Why Marketing Agencies Owners Should Care
For marketing agencies, current ratio shows if you can survive client churn and the gap between project delivery and payment. Agencies often have 30-60 day payment terms but weekly payroll. Lose one $10K/month retainer and you have 2-3 months of payroll to cover while replacing them. Below 1.5 ratio means one client departure creates a crisis. You need 2.0+ to handle normal churn.
Industry Benchmarks
1.8-2.5
Healthy Range
1.2-1.79
Warning Zone
Below 1.2
Danger Zone
Industry context: Project-heavy agencies: 2.0-2.5 (lumpy revenue). Retainer-heavy: 1.5-2.0 (predictable). New agencies: 2.5+ (building client base). Below 1.5 and you're vulnerable to client departures.
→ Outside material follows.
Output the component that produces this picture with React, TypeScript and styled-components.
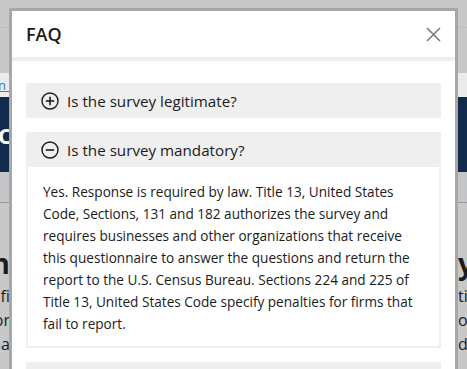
import styled, { createGlobalStyle } from "styled-components";

const GlobalStyle = createGlobalStyle`
  html, body {
    margin: 0;
    padding: 0;
    overflow: hidden;
    font-family: "Open Sans", "Noto Sans", sans-serif;
    color: #1b1b1b;
  }
`;

const Page = styled.div`
  width: 467px;
  height: 369px;
  background: #c8c8c8;
  display: flex;
  flex-direction: column;
`;

const TopBar = styled.div`
  height: 27px;
  border-bottom: 1px solid #bdbdbd;
`;

const SubBar = styled.div`
  height: 45px;
`;

const LinkBar = styled.div`
  height: 24px;
  background: #ebebeb;
  display: flex;
  align-items: center;
  overflow: hidden;

  a {
    width: 12px;
    overflow: hidden;
    margin-left: -2px;
    font-size: 13px;
    color: #2e7bcf;
    text-decoration: underline;
    white-space: nowrap;
  }
`;

const Hero = styled.div`
  height: 75px;
  background: #122b4c;
  display: flex;
  align-items: center;
  overflow: hidden;

  h1 {
    width: 12px;
    overflow: hidden;
    margin: 0 0 0 -2px;
    font-size: 22px;
    font-weight: 700;
    color: #ffffff;
    white-space: nowrap;
  }
`;

const NavBar = styled.div`
  height: 30px;
  background: #c5c6c9;
  border-bottom: 1px solid #9a9a9a;
`;

const Content = styled.div`
  flex: 1;
  display: flex;
  justify-content: space-between;
  padding-top: 44px;
  overflow: hidden;
`;

const Column = styled.div<{ $side: "left" | "right" }>`
  display: flex;
  flex-direction: column;
  align-items: ${({ $side }) => ($side === "left" ? "flex-end" : "flex-start")};
  width: 30px;
  margin-left: ${({ $side }) => ($side === "left" ? "-20px" : "0")};
  margin-right: ${({ $side }) => ($side === "right" ? "-21px" : "0")};
  white-space: nowrap;
  overflow: hidden;

  h2 {
    margin: 0 0 5px;
    font-size: 28px;
    line-height: 32px;
    font-weight: 700;
  }

  p {
    margin: 0;
    font-size: 16px;
    line-height: 24px;
  }
`;

const Modal = styled.div`
  position: fixed;
  top: 8px;
  left: 9px;
  width: 443px;
  height: 400px;
  background: #ffffff;
  border: 3px solid #a7a7a7;
  border-bottom: none;
  overflow: hidden;
`;

const ModalHeader = styled.div`
  height: 46px;
  padding: 0 14px;
  display: flex;
  align-items: center;
  justify-content: space-between;
  border-bottom: 4px solid #efefef;

  h2 {
    margin: 0;
    font-size: 18px;
    font-weight: 600;
    color: #1b1b1b;
  }
`;

const CloseButton = styled.button`
  width: 16px;
  height: 16px;
  padding: 0;
  border: none;
  background: none;
  display: flex;
  align-items: center;
  justify-content: center;
  cursor: pointer;
`;

const ModalBody = styled.div`
  padding: 22px 14px;
  display: flex;
  flex-direction: column;
  gap: 14px;
`;

const Item = styled.div`
  display: flex;
  flex-direction: column;
`;

const ItemHeader = styled.button`
  height: 35px;
  padding: 0 0 0 15px;
  border: none;
  background: #efefef;
  display: flex;
  align-items: center;
  gap: 8px;
  font-family: inherit;
  font-size: 15.2px;
  color: #1b1b1b;
  text-align: left;
  cursor: pointer;
`;

const Panel = styled.div`
  border: 2px solid #efefef;
  border-top: none;
  padding: 14px 15px 11px;
  font-size: 13.6px;
  line-height: 22px;
  color: #1b1b1b;
`;

const ToggleIcon = ({ open }: { open: boolean }) => (
  <svg width="18" height="18" viewBox="0 0 18 18" fill="none">
    <circle cx="9" cy="9" r="8" stroke="#1b1b1b" strokeWidth="1.4" />
    <line x1="4.8" y1="9" x2="13.2" y2="9" stroke="#1b1b1b" strokeWidth="1.6" />
    {!open && (
      <line x1="9" y1="4.8" x2="9" y2="13.2" stroke="#1b1b1b" strokeWidth="1.6" />
    )}
  </svg>
);

const faqs = [
  { q: "Is the survey legitimate?", a: "" },
  {
    q: "Is the survey mandatory?",
    a: "Yes. Response is required by law. Title 13, United States Code, Sections, 131 and 182 authorizes the survey and requires businesses and other organizations that receive this questionnaire to answer the questions and return the report to the U.S. Census Bureau. Sections 224 and 225 of Title 13, United States Code specify penalties for firms that fail to report.",
  },
  { q: "How do I report?", a: "" },
];

const openIndex = 1;

export default function App() {
  return (
    <>
      <GlobalStyle />
      <Page>
        <TopBar />
        <SubBar />
        <LinkBar>
          <a>n kn</a>
        </LinkBar>
        <Hero>
          <h1>Ce</h1>
        </Hero>
        <NavBar />
        <Content>
          <Column $side="left">
            <h2>n</h2>
            <p>nfi</p>
            <p>or</p>
            <p>na</p>
          </Column>
          <Column $side="right">
            <h2>y</h2>
            <p>tia</p>
            <p>oc</p>
            <p>d</p>
          </Column>
        </Content>
      </Page>

      <Modal>
        <ModalHeader>
          <h2>FAQ</h2>
          <CloseButton aria-label="Close">
            <svg width="15" height="15" viewBox="0 0 15 15">
              <path d="M1 1 L14 14 M14 1 L1 14" stroke="#777777" strokeWidth="1.5" />
            </svg>
          </CloseButton>
        </ModalHeader>
        <ModalBody>
          {faqs.map((item, index) => (
            <Item key={index}>
              <ItemHeader>
                <ToggleIcon open={index === openIndex} />
                {item.q}
              </ItemHeader>
              {index === openIndex && <Panel>{item.a}</Panel>}
            </Item>
          ))}
        </ModalBody>
      </Modal>
    </>
  );
}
Source: Agency financial management benchmarks, 2025
How to Calculate Current Ratio
Formula
Current Assets / Current Liabilities
In plain English
How many dollars you have available for every dollar of bills due soon
Example: Elevate Digital Marketing
Cash Operating account | $32,000 |
Accounts Receivable Invoices outstanding (net-30) | $45,000 |
Prepaid Software Annual subscriptions prepaid | $1,000 |
Total Current Assets | $78,000 |
--- | $0 |
Accounts Payable Freelancers, software | $3,000 |
Payroll Due Next payroll + taxes | $36,000 |
Credit Line Revolving line balance | $3,000 |
Total Current Liabilities | $42,000 |
Calculation
Current Assets: $78,000 / Current Liabilities: $42,000 = 1.9
At 1.9 ratio, this agency is healthy but not bulletproof. They have $78K available for $42K in bills. If one major client ($12K/month retainer) cancels, they have 2-3 months runway to replace revenue. If ratio was 1.3, one cancellation would be catastrophic.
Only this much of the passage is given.